Entonces, Lucidos bordes de abismo no escatima apuntes de una sexualidad fuera de la norma, ni de la perniciosa presencia de la droga y el alcohol en la vida de los protagonistas, pero los vincula siempre con lo fundamental: la práctica de un oficio de dudoso alcance social como la poesía, el cual, paradójicamente, era para ellos la continuidad y la ruptura con un linaje. Así la honesta y total dedicación a la palabra no resta a la sombra del privilegio que tiñe la producción de los dos hermanos y que probablemente esté también en la renuncia a la escritura del tercero. Escepticismo, autodestrucción y amargura son el legado de un conocimiento y un talento cuestionados por quienes, siendo individuos singulares y pese a sus esfuerzos, no podían ni sabían renunciar a una estirpe.
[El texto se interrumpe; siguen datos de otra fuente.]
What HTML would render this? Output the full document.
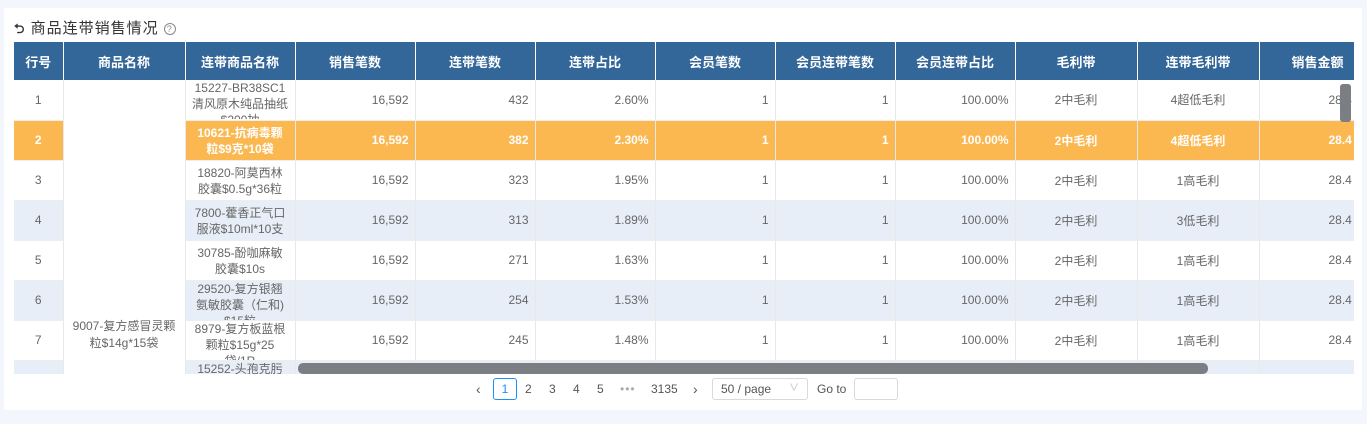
<!DOCTYPE html>
<html><head><meta charset="utf-8"><style>
*{margin:0;padding:0;box-sizing:border-box}
body{width:1367px;height:424px;background:#f3f6fc;font-family:"Liberation Sans","Noto Sans CJK SC",sans-serif;overflow:hidden;position:relative}
.panel{position:absolute;left:4px;top:8px;width:1358px;height:402px;background:#fff}
.title{position:absolute;left:14px;top:17px;font-size:15px;color:#333;letter-spacing:1px}
.wrap{position:absolute;left:14px;top:42px;width:1340px;height:332px;overflow:hidden}
table{border-collapse:collapse;table-layout:fixed;width:1420px}
th{background:#336699;color:#fff;font-size:13px;font-weight:bold;height:38px;border-right:1px solid #fff;text-align:center}
th.r{text-align:right;padding-right:8px}
td{height:40px;font-size:12px;color:#666;border-right:1px solid #e8e8e8;border-bottom:1px solid #eee;padding:0 6px;text-align:right;overflow:hidden}
td.c{text-align:center}
td.n{padding:0}
td.n div{height:39px;overflow:hidden;text-align:center;line-height:16px;padding-top:4px}
td.n div.t3{padding-top:0}
tr.b td{background:#e8eef8}
tr.o td{background:#fbb851;color:#fff;font-weight:bold}
tr td.m{background:#fff!important;border-bottom:none}
.merge{position:absolute;left:63px;top:318px;width:122px;text-align:center;font-size:12px;color:#666;line-height:17px}
.hs{position:absolute;left:298px;top:363px;width:910px;height:11px;background:#7b7e82;border-radius:5px}
.vs{position:absolute;left:1340px;top:84px;width:11px;height:38px;background:#7b7e82;border-radius:3px}
.pg{position:absolute;top:378px;height:22px;font-size:12px;color:#555;line-height:22px}
</style></head><body>
<div class="panel"></div>
<div class="title"><span style="font-size:13px;font-weight:bold">⮌</span> 商品连带销售情况 <span style="display:inline-block;width:12px;height:12px;border:1px solid #888;border-radius:50%;font-size:9px;line-height:10px;text-align:center;color:#888;vertical-align:1px">?</span></div>
<div class="wrap"><table>
<colgroup><col style="width:49px"><col style="width:122px"><col style="width:110px"><col style="width:120px"><col style="width:120px"><col style="width:120px"><col style="width:120px"><col style="width:120px"><col style="width:120px"><col style="width:122px"><col style="width:122px"><col style="width:175px"></colgroup>
<tr><th>行号</th><th>商品名称</th><th>连带商品名称</th><th>销售笔数</th><th>连带笔数</th><th>连带占比</th><th>会员笔数</th><th>会员连带笔数</th><th>会员连带占比</th><th>毛利带</th><th>连带毛利带</th><th style="text-align:left;padding-left:32px">销售金额</th></tr>
<tr><td class="c">1</td><td class="m"></td><td class="n"><div class="t3">15227-BR38SC1<br>清风原木纯品抽纸<br>$200抽</div></td><td>16,592</td><td>432</td><td>2.60%</td><td>1</td><td>1</td><td>100.00%</td><td class="c">2中毛利</td><td class="c">4超低毛利</td><td style="text-align:left;padding-left:69px">28.4</td></tr>
<tr class="o"><td class="c">2</td><td class="m"></td><td class="n"><div>10621-抗病毒颗<br>粒$9克*10袋</div></td><td>16,592</td><td>382</td><td>2.30%</td><td>1</td><td>1</td><td>100.00%</td><td class="c">2中毛利</td><td class="c">4超低毛利</td><td style="text-align:left;padding-left:69px">28.4</td></tr>
<tr><td class="c">3</td><td class="m"></td><td class="n"><div>18820-阿莫西林<br>胶囊$0.5g*36粒</div></td><td>16,592</td><td>323</td><td>1.95%</td><td>1</td><td>1</td><td>100.00%</td><td class="c">2中毛利</td><td class="c">1高毛利</td><td style="text-align:left;padding-left:69px">28.4</td></tr>
<tr class="b"><td class="c">4</td><td class="m"></td><td class="n"><div>7800-藿香正气口<br>服液$10ml*10支</div></td><td>16,592</td><td>313</td><td>1.89%</td><td>1</td><td>1</td><td>100.00%</td><td class="c">2中毛利</td><td class="c">3低毛利</td><td style="text-align:left;padding-left:69px">28.4</td></tr>
<tr><td class="c">5</td><td class="m"></td><td class="n"><div>30785-酚咖麻敏<br>胶囊$10s</div></td><td>16,592</td><td>271</td><td>1.63%</td><td>1</td><td>1</td><td>100.00%</td><td class="c">2中毛利</td><td class="c">1高毛利</td><td style="text-align:left;padding-left:69px">28.4</td></tr>
<tr class="b"><td class="c">6</td><td class="m"></td><td class="n"><div class="t3">29520-复方银翘<br>氨敏胶囊（仁和)<br>$15粒</div></td><td>16,592</td><td>254</td><td>1.53%</td><td>1</td><td>1</td><td>100.00%</td><td class="c">2中毛利</td><td class="c">1高毛利</td><td style="text-align:left;padding-left:69px">28.4</td></tr>
<tr><td class="c">7</td><td class="m"></td><td class="n"><div class="t3">8979-复方板蓝根<br>颗粒$15g*25<br>袋/1R</div></td><td>16,592</td><td>245</td><td>1.48%</td><td>1</td><td>1</td><td>100.00%</td><td class="c">2中毛利</td><td class="c">1高毛利</td><td style="text-align:left;padding-left:69px">28.4</td></tr>
<tr class="b"><td class="c"></td><td class="m"></td><td class="n"><div class="t3">15252-头孢克肟<br>分散片</div></td><td></td><td></td><td></td><td></td><td></td><td></td><td></td><td></td><td></td></tr>
</table></div>
<div class="merge">9007-复方感冒灵颗<br>粒$14g*15袋</div>
<div class="hs"></div><div class="vs"></div>
<div class="pg" style="left:476px;font-size:14px">‹</div>
<div class="pg" style="left:493px;width:24px;border:1px solid #1890ff;border-radius:3px;color:#1890ff;text-align:center;line-height:20px">1</div>
<div class="pg" style="left:525px">2</div>
<div class="pg" style="left:549px">3</div>
<div class="pg" style="left:573px">4</div>
<div class="pg" style="left:597px">5</div>
<div class="pg" style="left:620px;color:#aaa;letter-spacing:1px">•••</div>
<div class="pg" style="left:651px">3135</div>
<div class="pg" style="left:693px;font-size:14px">›</div>
<div class="pg" style="left:712px;width:96px;border:1px solid #d9d9d9;border-radius:3px;padding-left:8px;line-height:20px">50 / page<span style="position:absolute;right:8px;color:#bbb;font-size:10px">∨</span></div>
<div class="pg" style="left:817px">Go to</div>
<div class="pg" style="left:854px;width:44px;border:1px solid #d9d9d9;border-radius:3px"></div>
</body></html>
De este modo, todos, como personajes de Shakespeare, asumen su respectivo papel en la tragedia. Juan Luis, cercano y esquivo, tierno y malhumorado, ingenuo y pretencioso, el más cercano a la figura y el lenguaje del padre (el que reclama y obtiene, tardíamente, honores literarios). Leopoldo María, el que niega los valores racionalistas burgueses y abraza la autodestrucción hasta convertirse en un monstruo para escarnio y fascinación de la platea. En el fondo, según Villena, alguien condenado por la enfermedad mental desde la niñez. Michi, el más lejano para él, gestor del mito al buscar que la historia familiar quede registrada en imágenes, escindido entre una vocación que no acepta y una ambivalencia frente al reconocimiento, y quien da el golpe definitivo y quiebra con la literatura como lenguaje. Y la omnipresente pero velada Felicidad, la viuda romántica perdida entre dos mundos, ilusionada por amores imposibles (como Luis Cernuda), símbolo de la fascinación de la belleza y la elegancia trágicas, la madre de la melancolía y la aberración.
En este apasionante relato, la ligereza de la anécdota en amistad, el apunte literario, el comentario a las celebérrimas películas, todo va convirtiéndose en piezas de un rompecabezas que sorpresiva e inflexiblemente el autor logra recomponer en las muy sopesadas y vibrantes páginas finales del libro. El análisis de Villena logra, a la vez, matizar y expandir el drama de los Panero hasta convertirlo en un indicio de la crisis de la institución familiar en su conjunto: un cuestionamiento cada vez más cotidiano y radical en el siglo XXI. Villena nos hace ver que los Panero fueron mártires y pioneros de la radicalidad de esa deconstrucción.